What I have is a cheapie foam mattress which is pretty firm with a memory foam topper, sleeping definitely feels good on it.  Well cushioned yet firm, my body is supported through out with no awkward sags or anything. I forgot how much I paid for it it's been a good while ago but I still get a really good night's sleep on it to this day.


----------



## MacDoc (Nov 3, 2001)

I agree with the memory foam topper - I think you can go less on the mattress and still get a superb sleep by using the topper.
I use an ObusForme and it let me get a perfect nights sleep on my totally destroyed king.
I just snagged a year old used king for the new place for $350 - I'll just move the topper over.


----------



## gastonbuffet (Sep 23, 2004)

and whatever you do, never have sexual relations on your mattress, it will last much longer!!!!!


----------



## used to be jwoodget (Aug 22, 2002)

And if you make your own bed, then lie in it! 

Next....


----------



## Deep Blue (Sep 16, 2005)

If you buy a new mattress, remember, the mark ups are phenomenal. Do not under any circumstance accept the listed price as the amount you should pay. Decide which mattress you want (make sure no sales staff are involved at this point - wave them away so you have a peaceful decision making period). Once you've figured out a model, get a salesperson's attention (they will fairly jog over, it's like a used car lot in the mattress trade) and work them hard.

Let it be known that you are very interested and then ask directly if the listed price is their final price. They'll go away and come back with a new price. It will seem like a large drop but don't say yes. Ask for some more think time then call back the sales person and reinforce that it's still a bit pricey. Once you get a final figure - or what they say is the final figure - ask for another $100 off (you may get $50). 

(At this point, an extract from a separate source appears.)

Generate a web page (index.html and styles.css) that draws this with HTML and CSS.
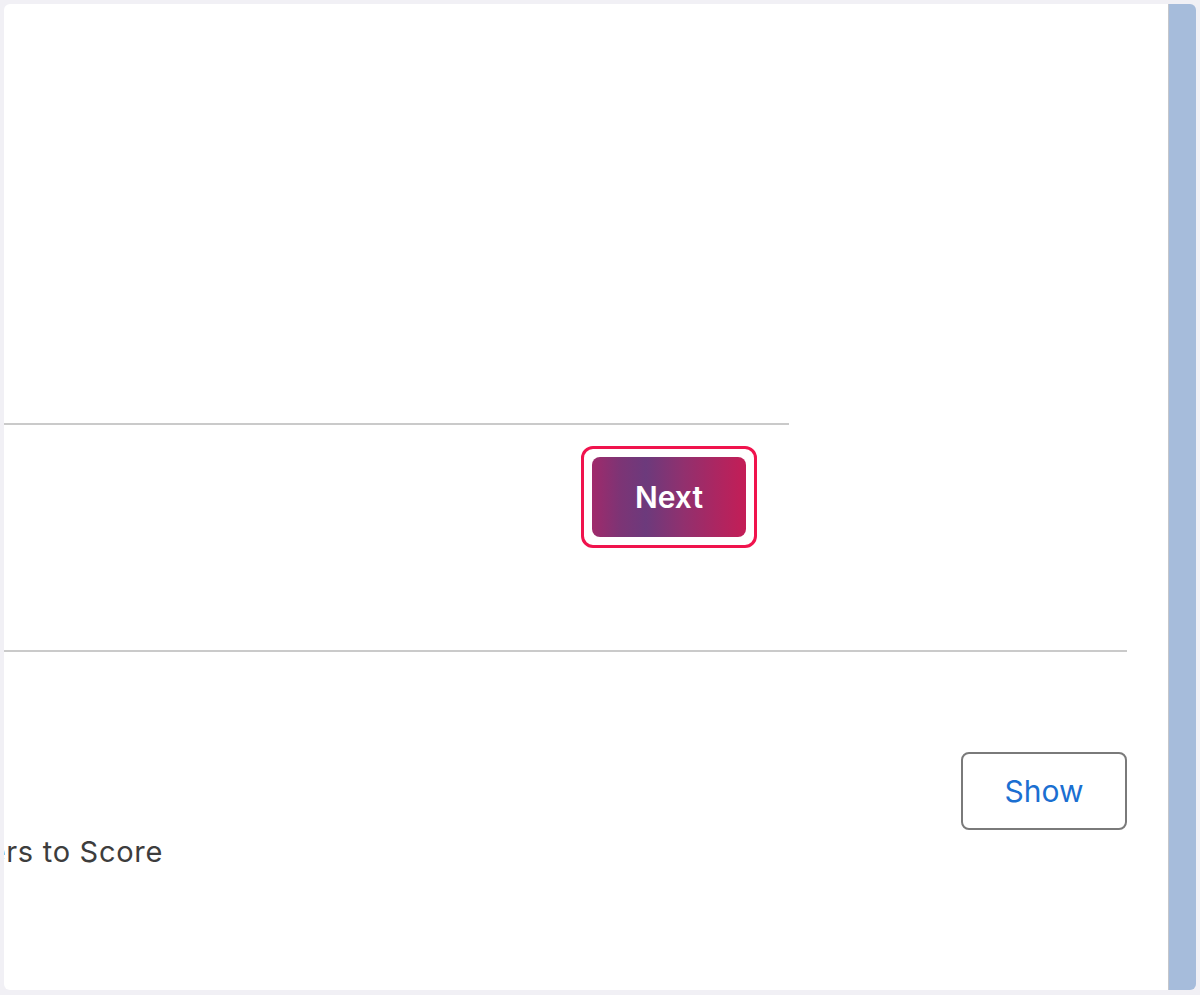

Once the deal is done be prepared to pay immediately and stipulate you want free delivery and removal of your old mattress. The key to it all is don't be afraid to ask for a discount and keep on pressing. As a final gambit, be willing to walk out the door if you don't get the discount you think is fair and move on to another showroom. They will run after you if your last demand was "fair". You should at a minimum get the price they offer as their "sale" price - these "sales" are every second week and hide grossly inflated MSRP prices to start with so that the "sale price" is really a hidden MSRP. Do a lot of leg work so you know your price range. And don't get confused by coil count. Go for what's comfy.


----------